Buscaremos para cada clasificador el ajuste de parámetros y el selector de características que da mejores resultados entre los propuestos a continuación. La métrica de comparación será la precisión (*accuracy*).

In [22]:
features = [500, 1000, 2000] # Número de características a seleccionar
ngram_range = [(1, 1), (1, 2), (1, 3)] # Ngramas

vect = [CountVectorizer, TfidfVectorizer] # Selectores de caracteristicas

In [27]:
def train_classifier(classifier, Xtrain, Ytrain, Xval, Yval):
    classifier.fit(Xtrain, Ytrain)
    Ypredicted = classifier.predict(Xval)
    
    accuracy = accuracy_score(Yval, Ypredicted)*100
    precision = precision_score(Yval, Ypredicted, average='macro', zero_division=1)*100
    recall = recall_score(Yval, Ypredicted, average='macro', zero_division=1)*100
    
    return accuracy, precision, recall


### SVC

#### Stemming

El mejor ajuste de parámetros para la clasificación con SVC de los datos preprocesados con *stemming* es:
- Ngramas (1, 3). Nº de características: 500
- Vectorizer: TfidfVectorizer
- Accuracy: 67.71
- Precision: 81.44
- Recall: 24.34

In [28]:
bestData = [None, None, None, None, None, None] # split of best solution
best_features = [None, None]
stats = [0, 0, 0] # accuracy, precision, recall of best solution
best_svc = None # best svc
best_vectorizer = None

for vec in vect:
    for ft in features:
        for ngram in ngram_range:
            print("Feature extraction: ngram {0}, n_feat {1}".format(ngram, ft))
            
            Xtrain, Ytrain, Xval, Yval, Xtest, Ytest = \
                feature_extraction(df_stm, vec, ft, ngram)
            
            svc = SVC()
            
            acc, prec, rec = train_classifier(svc, Xtrain, Ytrain, Xval, Yval)
            
            
            print("\tStats: ")
            print("\t\tVectorizer: {0}".format(vec.__name__))
            print("\t\tAccuracy: {0:.2f}".format(acc))
            print("\t\tPrecision: {0:.2f}".format(prec))
            print("\t\tRecall: {0:.2f}".format(rec))
            
            if acc > stats[0]:
                bestData = [Xtrain, Ytrain, Xval, Yval, Xtest, Ytest]
                stats = [acc, prec, rec]
                best_svc = svc
                best_features = [ft, ngram]
                best_vectorizer = vec

print("Best solution: \n")
print("Feature extraction: ngram {0}, n_feat {1}".format(best_features[1], best_features[0]))
print("\tStats: ")
print("\t\tVectorizer: {0}".format(best_vectorizer.__name__))
print("\t\tAccuracy: {0:.2f}".format(stats[0]))
print("\t\tPrecision: {0:.2f}".format(stats[1]))
print("\t\tRecall: {0:.2f}".format(stats[2]))

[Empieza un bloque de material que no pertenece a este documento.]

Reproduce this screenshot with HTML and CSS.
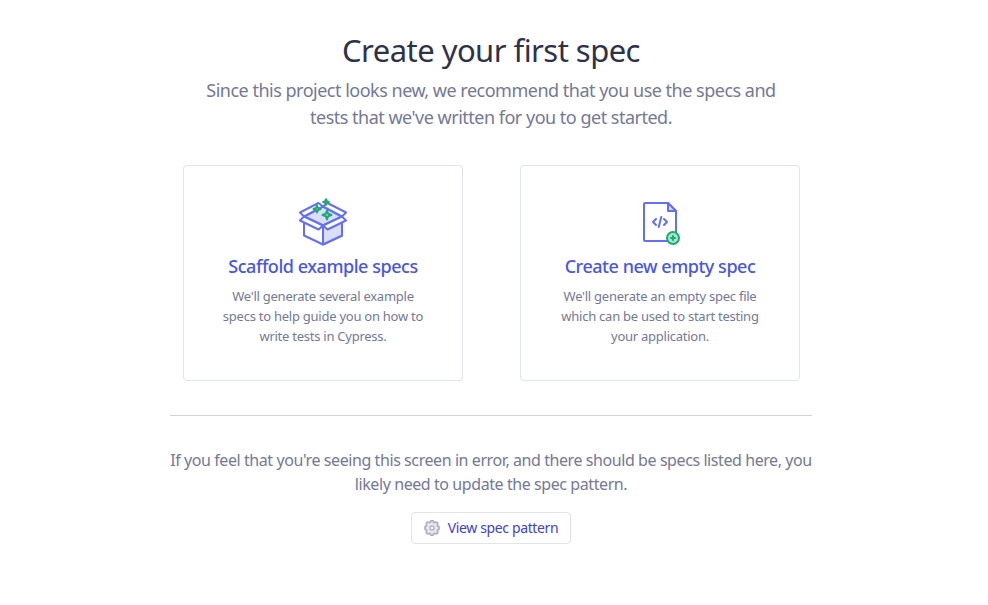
FILE: index.html
```html
<!DOCTYPE html>
<html lang="en">
<head>
    <meta charset="UTF-8">
    <meta name="viewport" content="width=device-width, initial-scale=1.0">
    <title>Create your first spec</title>
    <link rel="stylesheet" href="styles.css">
</head>
<body>
    <main class="container">
        <h1>Create your first spec</h1>
        <p class="intro">
            <span>Since this project looks new, we recommend that you use the specs and</span><br>
            <span>tests that we've written for you to get started.</span>
        </p>

        <div class="cards">
            <button class="card" type="button">
                <svg class="card-icon" width="48" height="48" viewBox="0 0 48 48" fill="none" stroke="#6470f3" stroke-width="2" stroke-linejoin="round" stroke-linecap="round">
                    <path d="M5 23v14.500l19 9 19-9V23L24 28z" fill="#fff"/>
                    <path d="M24 28v18.500l19-9V23z" fill="#dadefc"/>
                    <path d="M5 18.500L24 8.500l19 10-19 9z" fill="#dadefc"/>
                    <path d="M5 18.500l-4-4L19.500 5 24 8.500zM43 18.500l4-4L28.500 5 24 8.500zM5 18.500l-4 4 18.500 9L24 27.500zM43 18.500l4 4-18.500 9L24 27.500z" fill="#fff"/>
                    <g fill="#a3e7cb" stroke="#1fa971">
                        <path d="M28 12.500l1.200 3.300 3.300 1.200-3.300 1.200L28 21.500l-1.200-3.300-3.300-1.200 3.300-1.200z"/>
                        <path d="M18 7.500l1 2.500 2.500 1-2.500 1-1 2.500-1-2.500-2.500-1 2.500-1z"/>
                        <path d="M27 1.200l.8 2 2 .8-2 .8-.8 2-.8-2-2-.8 2-.8z" fill="#1fa971"/>
                    </g>
                </svg>
                <h2>Scaffold example specs</h2>
                <p>
                    <span>We'll generate several example</span><br>
                    <span>specs to help guide you on how to</span><br>
                    <span>write tests in Cypress.</span>
                </p>
            </button>

            <button class="card" type="button">
                <svg class="card-icon" width="48" height="48" viewBox="0 0 48 48" fill="none" stroke="#6470f3" stroke-width="2" stroke-linejoin="round" stroke-linecap="round">
                    <path d="M32 5H9a1 1 0 0 0-1 1v36a1 1 0 0 0 1 1h30a1 1 0 0 0 1-1V13z" fill="#fff"/>
                    <path d="M32 5v8h8z" fill="#dadefc"/>
                    <path d="M20 21l-3 3 3 3M28 21l3 3-3 3M25.300 19l-2.600 10"/>
                    <circle cx="37" cy="40" r="6" fill="#a3e7cb" stroke="#1fa971"/>
                    <path d="M37 38v4M35 40h4" stroke="#1fa971"/>
                </svg>
                <h2>Create new empty spec</h2>
                <p>
                    <span>We'll generate an empty spec file</span><br>
                    <span>which can be used to start testing</span><br>
                    <span>your application.</span>
                </p>
            </button>
        </div>

        <div class="footer">
            <p>
                <span>If you feel that you're seeing this screen in error, and there should be specs listed here, you</span><br>
                <span>likely need to update the spec pattern.</span>
            </p>
            <button class="pattern-button" type="button">
                <svg width="16" height="16" viewBox="0 0 16 16" fill="#e8eaf2" stroke="#afb3c7" stroke-width="1.800" stroke-linejoin="round">
                    <path d="M6.700 1h2.600l.7 1.700 2.600-.5 1.200 1.200-.5 2.600 1.700.7v2.600l-1.700.7.5 2.600-1.200 1.200-2.600-.5-.7 1.700H6.700L6 13.300l-2.600.5-1.200-1.200.5-2.600L1 9.300V6.700L2.700 6l-.5-2.600 1.200-1.200 2.600.5z"/>
                    <circle cx="8" cy="8" r="2" fill="#fff" stroke-width="1.500"/>
                </svg>
                <span>View spec pattern</span>
            </button>
        </div>
    </main>
</body>
</html>
```

FILE: styles.css
```css
* {
    box-sizing: border-box;
}

body {
    margin: 0;
    padding: 30px 6px 0 0;
    background-color: #fff;
    color: #747994;
    font-family: "Segoe UI", "Noto Sans", sans-serif;
}

h1, h2, p {
    margin: 0;
    font-weight: 400;
    white-space: nowrap;
}

button {
    background-color: #fff;
    border: 1px solid #e1e3ed;
    border-radius: 4px;
    color: inherit;
    font-family: inherit;
    cursor: pointer;
}

.container {
    width: 642px;
    margin: 0 auto;
    text-align: center;
}

h1 {
    color: #2e3247;
    font-size: 31px;
    line-height: 40px;
    letter-spacing: -0.54px;
}

.intro {
    margin-top: 7px;
    font-size: 18px;
    line-height: 27px;
    letter-spacing: -0.5px;
}

.cards {
    display: flex;
    justify-content: space-between;
    margin-top: 34px;
    padding: 0 12px 0 13px;
}

.card {
    display: flex;
    flex-direction: column;
    align-items: center;
    width: 280px;
    height: 216px;
    padding: 32px 0 0;
}

.card h2 {
    margin-top: 8px;
    color: #4956e3;
    font-size: 18px;
    font-weight: 500;
    line-height: 24px;
    letter-spacing: -0.46px;
}

.card p {
    margin-top: 8px;
    font-size: 13px;
    line-height: 20px;
    letter-spacing: -0.25px;
}

.footer {
    margin-top: 34px;
    padding-top: 32px;
    border-top: 1px solid #d0d2e0;
}

.footer p {
    font-size: 16px;
    line-height: 24px;
    letter-spacing: -0.42px;
}

.pattern-button {
    display: inline-flex;
    align-items: center;
    justify-content: center;
    gap: 8px;
    width: 160px;
    height: 32px;
    margin-top: 16px;
    padding: 0 0 1px;
    color: #4340c8;
    font-size: 14px;
    letter-spacing: -0.37px;
    white-space: nowrap;
}
```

Feature extraction: ngram (1, 1), n_feat 500
	Stats: 
		Vectorizer: CountVectorizer
		Accuracy: 59.90
		Precision: 79.19
		Recall: 22.31
Feature extraction: ngram (1, 2), n_feat 500
	Stats: 
		Vectorizer: CountVectorizer
		Accuracy: 66.38
		Precision: 89.00
		Recall: 24.64
Feature extraction: ngram (1, 3), n_feat 500
	Stats: 
		Vectorizer: CountVectorizer
		Accuracy: 63.52
		Precision: 69.91
		Recall: 22.06
Feature extraction: ngram (1, 1), n_feat 1000
	Stats: 
		Vectorizer: CountVectorizer
		Accuracy: 64.38
		Precision: 62.93
		Recall: 21.94
Feature extraction: ngram (1, 2), n_feat 1000
	Stats: 
		Vectorizer: CountVectorizer
		Accuracy: 66.48
		Precision: 76.76
		Recall: 23.70
Feature extraction: ngram (1, 3), n_feat 1000
	Stats: 
		Vectorizer: CountVectorizer
		Accuracy: 65.05
		Precision: 82.51
		Recall: 23.49
Feature extraction: ngram (1, 1), n_feat 2000
	Stats: 
		Vectorizer: CountVectorizer
		Accuracy: 66.10
		Precision: 79.06
		Recall: 22.86
Feature extraction: ngram (1, 2), n_f

#### Lemmatization

El mejor ajuste de parámetros para la clasificación con SVC de los datos preprocesados con *lemmatization* es:
- Ngramas (1, 2). Nº de características: 1000
- Vectorizer: TfidfVectorizer
- Accuracy: 67.81
- Precision: 88.06
- Recall: 23.94

In [29]:
bestData = [None, None, None, None, None, None] # split of best solution
best_features = [None, None]
stats = [0, 0, 0] # accuracy, precision, recall of best solution
best_svc = None # best svc
best_vectorizer = None

for vec in vect:
    for ft in features:
        for ngram in ngram_range:
            print("Feature extraction: ngram {0}, n_feat {1}".format(ngram, ft))
            
            Xtrain, Ytrain, Xval, Yval, Xtest, Ytest = \
                feature_extraction(df_lem, vec, ft, ngram)
            
            svc = SVC()
            
            acc, prec, rec = train_classifier(svc, Xtrain, Ytrain, Xval, Yval)
            
            
            print("\tStats: ")
            print("\t\tVectorizer: {0}".format(vec.__name__))
            print("\t\tAccuracy: {0:.2f}".format(acc))
            print("\t\tPrecision: {0:.2f}".format(prec))
            print("\t\tRecall: {0:.2f}".format(rec))
            
            if acc > stats[0]:
                bestData = [Xtrain, Ytrain, Xval, Yval, Xtest, Ytest]
                stats = [acc, prec, rec]
                best_svc = svc
                best_features = [ft, ngram]
                best_vectorizer = vec

print("Best solution: \n")
print("Feature extraction: ngram {0}, n_feat {1}".format(best_features[1], best_features[0]))
print("\tStats: ")
print("\t\tVectorizer: {0}".format(best_vectorizer.__name__))
print("\t\tAccuracy: {0:.2f}".format(stats[0]))
print("\t\tPrecision: {0:.2f}".format(stats[1]))
print("\t\tRecall: {0:.2f}".format(stats[2]))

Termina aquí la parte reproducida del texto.